TO BE DONE: Extract every line from the records below that contains the word "this".

GIVEN DATA:

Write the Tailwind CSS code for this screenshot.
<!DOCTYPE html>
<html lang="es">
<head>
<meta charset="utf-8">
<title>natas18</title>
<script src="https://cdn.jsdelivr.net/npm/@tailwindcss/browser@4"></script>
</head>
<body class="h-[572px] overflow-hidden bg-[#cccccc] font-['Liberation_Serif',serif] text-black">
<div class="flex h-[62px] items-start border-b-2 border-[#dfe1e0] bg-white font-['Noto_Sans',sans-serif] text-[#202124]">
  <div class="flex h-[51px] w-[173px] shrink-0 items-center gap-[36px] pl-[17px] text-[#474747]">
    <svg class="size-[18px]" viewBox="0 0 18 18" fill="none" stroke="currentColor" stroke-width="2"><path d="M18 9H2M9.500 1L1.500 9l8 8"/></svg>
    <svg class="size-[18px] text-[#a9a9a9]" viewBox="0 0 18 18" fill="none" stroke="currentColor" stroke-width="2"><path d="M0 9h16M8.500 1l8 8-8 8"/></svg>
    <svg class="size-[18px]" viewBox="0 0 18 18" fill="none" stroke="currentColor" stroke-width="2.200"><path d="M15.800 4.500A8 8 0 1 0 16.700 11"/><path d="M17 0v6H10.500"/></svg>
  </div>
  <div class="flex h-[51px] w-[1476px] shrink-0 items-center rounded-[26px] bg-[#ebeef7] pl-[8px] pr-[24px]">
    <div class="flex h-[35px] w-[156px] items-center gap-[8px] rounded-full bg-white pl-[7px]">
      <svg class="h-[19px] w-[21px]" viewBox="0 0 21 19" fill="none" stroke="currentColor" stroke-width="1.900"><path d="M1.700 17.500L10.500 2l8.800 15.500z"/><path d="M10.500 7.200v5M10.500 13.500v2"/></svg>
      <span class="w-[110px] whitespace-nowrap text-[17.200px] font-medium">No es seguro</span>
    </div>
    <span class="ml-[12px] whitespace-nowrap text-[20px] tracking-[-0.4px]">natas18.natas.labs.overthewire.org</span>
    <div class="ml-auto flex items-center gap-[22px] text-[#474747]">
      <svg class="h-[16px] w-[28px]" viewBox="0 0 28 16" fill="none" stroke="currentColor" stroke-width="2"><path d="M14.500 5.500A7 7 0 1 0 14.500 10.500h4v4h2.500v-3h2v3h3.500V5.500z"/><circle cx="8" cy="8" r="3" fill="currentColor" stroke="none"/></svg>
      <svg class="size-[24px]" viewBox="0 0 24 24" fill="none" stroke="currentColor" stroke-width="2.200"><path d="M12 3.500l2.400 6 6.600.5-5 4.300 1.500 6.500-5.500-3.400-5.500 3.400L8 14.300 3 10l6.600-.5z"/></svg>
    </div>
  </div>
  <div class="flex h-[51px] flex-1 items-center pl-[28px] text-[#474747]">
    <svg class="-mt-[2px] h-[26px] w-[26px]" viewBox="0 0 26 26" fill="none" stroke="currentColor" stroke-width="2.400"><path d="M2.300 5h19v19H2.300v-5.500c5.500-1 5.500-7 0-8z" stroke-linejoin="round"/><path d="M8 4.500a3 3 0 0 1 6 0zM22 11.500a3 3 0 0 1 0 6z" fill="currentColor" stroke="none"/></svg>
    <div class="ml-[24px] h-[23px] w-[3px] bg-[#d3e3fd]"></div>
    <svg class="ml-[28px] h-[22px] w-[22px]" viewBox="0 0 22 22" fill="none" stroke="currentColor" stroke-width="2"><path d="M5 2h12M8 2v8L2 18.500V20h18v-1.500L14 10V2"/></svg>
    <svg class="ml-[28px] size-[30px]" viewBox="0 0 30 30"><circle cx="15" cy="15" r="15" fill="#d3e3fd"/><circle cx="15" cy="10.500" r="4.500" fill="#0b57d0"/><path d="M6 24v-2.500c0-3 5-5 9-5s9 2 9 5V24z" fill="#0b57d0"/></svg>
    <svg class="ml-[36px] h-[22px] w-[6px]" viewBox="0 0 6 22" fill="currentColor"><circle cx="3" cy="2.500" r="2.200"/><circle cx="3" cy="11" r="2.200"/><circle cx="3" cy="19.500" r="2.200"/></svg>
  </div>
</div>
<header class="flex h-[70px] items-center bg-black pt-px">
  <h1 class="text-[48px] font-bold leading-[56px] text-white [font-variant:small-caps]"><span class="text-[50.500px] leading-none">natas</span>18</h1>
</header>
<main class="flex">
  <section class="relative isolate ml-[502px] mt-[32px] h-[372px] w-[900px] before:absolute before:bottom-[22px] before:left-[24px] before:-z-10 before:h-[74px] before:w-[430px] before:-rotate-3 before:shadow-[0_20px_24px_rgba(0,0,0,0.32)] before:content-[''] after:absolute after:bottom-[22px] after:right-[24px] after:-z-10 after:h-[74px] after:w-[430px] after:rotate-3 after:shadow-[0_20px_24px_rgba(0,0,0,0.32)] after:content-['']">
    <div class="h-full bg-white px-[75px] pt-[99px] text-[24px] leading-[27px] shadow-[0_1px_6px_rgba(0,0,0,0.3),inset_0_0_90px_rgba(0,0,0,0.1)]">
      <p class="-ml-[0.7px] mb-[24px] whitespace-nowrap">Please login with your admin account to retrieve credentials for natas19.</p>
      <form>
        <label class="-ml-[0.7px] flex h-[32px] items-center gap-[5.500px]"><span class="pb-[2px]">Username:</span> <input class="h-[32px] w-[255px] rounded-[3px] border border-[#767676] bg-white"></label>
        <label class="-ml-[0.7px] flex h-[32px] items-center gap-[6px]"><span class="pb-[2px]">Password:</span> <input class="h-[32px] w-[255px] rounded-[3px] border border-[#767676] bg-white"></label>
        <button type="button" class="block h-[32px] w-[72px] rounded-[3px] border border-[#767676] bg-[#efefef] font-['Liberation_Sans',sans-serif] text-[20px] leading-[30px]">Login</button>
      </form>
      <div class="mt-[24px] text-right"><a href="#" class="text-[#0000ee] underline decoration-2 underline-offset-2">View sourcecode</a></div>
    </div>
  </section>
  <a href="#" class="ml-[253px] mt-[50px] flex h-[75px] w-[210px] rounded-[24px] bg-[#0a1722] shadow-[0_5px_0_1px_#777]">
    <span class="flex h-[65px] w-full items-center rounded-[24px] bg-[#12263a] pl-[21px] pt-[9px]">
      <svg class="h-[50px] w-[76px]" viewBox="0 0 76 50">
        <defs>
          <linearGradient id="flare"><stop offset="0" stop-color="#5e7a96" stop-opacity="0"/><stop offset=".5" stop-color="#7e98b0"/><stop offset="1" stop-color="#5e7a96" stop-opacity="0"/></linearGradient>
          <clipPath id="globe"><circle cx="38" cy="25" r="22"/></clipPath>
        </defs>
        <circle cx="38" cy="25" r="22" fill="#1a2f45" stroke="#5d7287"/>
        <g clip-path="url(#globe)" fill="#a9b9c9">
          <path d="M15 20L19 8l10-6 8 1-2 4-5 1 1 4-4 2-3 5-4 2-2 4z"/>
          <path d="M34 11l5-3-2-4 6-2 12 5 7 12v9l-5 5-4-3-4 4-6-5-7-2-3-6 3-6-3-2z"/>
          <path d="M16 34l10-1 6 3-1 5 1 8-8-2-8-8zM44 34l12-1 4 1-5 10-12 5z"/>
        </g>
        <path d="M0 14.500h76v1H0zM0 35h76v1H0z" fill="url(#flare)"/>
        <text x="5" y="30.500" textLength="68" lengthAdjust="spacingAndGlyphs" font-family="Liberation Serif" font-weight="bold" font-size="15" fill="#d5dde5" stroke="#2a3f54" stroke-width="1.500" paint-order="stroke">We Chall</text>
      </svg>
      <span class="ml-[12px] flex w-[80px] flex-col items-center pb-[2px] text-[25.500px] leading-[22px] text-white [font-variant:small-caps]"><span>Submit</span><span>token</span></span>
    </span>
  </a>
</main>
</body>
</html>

* * *

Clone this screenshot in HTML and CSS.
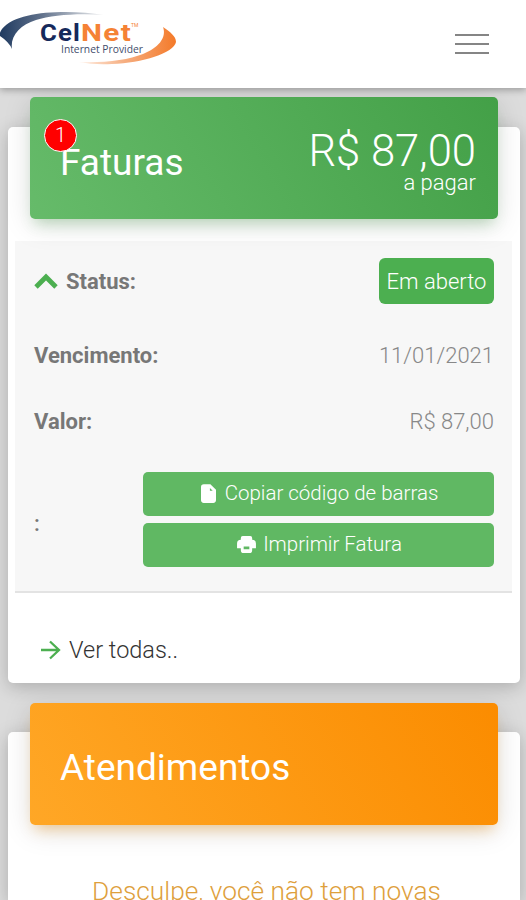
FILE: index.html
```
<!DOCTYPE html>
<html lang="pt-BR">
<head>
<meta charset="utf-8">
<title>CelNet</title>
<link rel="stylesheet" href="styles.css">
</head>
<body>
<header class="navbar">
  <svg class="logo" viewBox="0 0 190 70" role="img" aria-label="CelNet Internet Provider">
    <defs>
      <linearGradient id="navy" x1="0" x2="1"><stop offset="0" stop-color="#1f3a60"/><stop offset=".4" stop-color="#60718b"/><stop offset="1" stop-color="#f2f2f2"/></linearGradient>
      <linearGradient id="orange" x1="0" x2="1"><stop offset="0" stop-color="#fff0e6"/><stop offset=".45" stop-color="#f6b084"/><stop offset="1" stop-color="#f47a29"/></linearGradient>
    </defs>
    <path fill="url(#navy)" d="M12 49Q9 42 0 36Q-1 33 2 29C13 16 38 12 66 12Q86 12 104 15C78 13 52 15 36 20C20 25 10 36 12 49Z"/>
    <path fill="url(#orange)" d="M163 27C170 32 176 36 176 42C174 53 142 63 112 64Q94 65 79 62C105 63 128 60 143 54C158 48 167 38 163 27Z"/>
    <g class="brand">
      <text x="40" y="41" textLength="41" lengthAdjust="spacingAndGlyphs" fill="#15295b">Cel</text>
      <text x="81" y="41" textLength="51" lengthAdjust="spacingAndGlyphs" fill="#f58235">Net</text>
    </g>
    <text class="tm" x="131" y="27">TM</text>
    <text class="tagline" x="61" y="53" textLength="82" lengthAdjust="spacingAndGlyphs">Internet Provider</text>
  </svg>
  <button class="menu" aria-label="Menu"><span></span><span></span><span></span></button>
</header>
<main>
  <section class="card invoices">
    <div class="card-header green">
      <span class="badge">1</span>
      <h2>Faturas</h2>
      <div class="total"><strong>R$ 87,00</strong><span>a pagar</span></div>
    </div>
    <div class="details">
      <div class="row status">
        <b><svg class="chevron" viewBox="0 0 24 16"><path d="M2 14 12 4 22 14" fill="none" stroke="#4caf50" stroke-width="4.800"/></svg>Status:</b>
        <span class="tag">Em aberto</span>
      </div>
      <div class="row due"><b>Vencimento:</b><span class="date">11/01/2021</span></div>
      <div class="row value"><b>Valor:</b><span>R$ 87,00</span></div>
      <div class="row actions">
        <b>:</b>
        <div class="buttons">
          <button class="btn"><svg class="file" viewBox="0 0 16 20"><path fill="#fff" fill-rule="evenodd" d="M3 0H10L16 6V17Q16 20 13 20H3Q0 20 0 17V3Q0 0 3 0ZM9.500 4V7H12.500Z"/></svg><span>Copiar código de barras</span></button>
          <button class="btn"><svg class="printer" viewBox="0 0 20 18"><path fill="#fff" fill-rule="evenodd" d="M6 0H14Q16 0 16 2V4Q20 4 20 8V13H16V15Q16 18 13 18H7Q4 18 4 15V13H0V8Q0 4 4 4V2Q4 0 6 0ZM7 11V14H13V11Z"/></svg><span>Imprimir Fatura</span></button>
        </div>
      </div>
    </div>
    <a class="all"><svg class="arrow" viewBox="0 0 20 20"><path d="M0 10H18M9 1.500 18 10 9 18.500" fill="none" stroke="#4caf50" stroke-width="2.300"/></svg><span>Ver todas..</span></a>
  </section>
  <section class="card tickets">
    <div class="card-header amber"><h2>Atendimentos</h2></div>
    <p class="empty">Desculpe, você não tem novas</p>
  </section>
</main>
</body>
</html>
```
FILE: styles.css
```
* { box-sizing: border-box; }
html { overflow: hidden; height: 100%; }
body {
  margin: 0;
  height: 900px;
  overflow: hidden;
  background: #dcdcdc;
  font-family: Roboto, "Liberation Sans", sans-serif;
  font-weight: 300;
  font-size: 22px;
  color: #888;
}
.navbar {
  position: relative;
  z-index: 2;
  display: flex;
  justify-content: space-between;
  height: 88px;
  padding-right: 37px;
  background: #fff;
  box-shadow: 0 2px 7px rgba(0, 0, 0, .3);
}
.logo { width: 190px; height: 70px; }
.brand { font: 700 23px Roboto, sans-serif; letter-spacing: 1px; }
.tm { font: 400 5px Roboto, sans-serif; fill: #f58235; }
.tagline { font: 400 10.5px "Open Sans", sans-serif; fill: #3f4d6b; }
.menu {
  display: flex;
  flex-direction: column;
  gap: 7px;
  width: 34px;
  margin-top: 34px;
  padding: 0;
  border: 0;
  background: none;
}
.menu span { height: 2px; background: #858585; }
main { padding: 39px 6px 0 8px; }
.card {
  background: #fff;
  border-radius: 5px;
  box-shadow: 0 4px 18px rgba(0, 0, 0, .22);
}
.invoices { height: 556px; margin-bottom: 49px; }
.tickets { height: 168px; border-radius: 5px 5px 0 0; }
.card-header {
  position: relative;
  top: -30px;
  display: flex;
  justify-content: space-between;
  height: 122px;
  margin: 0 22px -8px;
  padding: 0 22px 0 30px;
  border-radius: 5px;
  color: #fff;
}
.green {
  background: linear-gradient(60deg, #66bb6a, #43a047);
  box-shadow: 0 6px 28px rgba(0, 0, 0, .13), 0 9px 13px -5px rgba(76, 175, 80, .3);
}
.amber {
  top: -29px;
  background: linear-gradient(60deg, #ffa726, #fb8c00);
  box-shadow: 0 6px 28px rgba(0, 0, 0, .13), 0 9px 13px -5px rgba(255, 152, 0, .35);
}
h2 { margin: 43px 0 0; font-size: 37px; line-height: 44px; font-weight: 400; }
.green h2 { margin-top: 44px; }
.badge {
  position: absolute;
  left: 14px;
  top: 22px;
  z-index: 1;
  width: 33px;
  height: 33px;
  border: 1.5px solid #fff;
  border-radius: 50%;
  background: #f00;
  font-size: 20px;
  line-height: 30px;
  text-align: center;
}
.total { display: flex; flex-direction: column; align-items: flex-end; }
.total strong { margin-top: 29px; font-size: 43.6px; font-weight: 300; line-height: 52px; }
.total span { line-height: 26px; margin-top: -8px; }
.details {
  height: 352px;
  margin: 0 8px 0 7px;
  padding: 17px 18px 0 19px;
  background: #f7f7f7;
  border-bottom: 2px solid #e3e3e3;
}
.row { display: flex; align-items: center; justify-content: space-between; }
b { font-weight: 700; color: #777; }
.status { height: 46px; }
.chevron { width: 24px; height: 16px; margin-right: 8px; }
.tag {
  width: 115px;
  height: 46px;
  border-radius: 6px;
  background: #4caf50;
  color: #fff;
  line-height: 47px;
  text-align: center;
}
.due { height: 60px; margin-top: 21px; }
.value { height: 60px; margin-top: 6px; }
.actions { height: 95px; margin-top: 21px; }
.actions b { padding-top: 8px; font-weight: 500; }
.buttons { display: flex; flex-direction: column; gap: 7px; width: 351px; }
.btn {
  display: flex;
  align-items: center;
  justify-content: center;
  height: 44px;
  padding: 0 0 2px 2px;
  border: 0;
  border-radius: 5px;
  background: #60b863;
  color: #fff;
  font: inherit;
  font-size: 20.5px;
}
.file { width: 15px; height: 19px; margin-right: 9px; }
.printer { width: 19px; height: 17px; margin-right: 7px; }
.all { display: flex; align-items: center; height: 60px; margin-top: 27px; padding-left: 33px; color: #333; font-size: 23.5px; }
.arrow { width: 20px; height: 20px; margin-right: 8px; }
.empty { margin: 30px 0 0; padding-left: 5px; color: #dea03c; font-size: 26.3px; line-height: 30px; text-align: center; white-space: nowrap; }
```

FULL ANSWER:
Write the Tailwind CSS code for this screenshot.
Clone this screenshot in HTML and CSS.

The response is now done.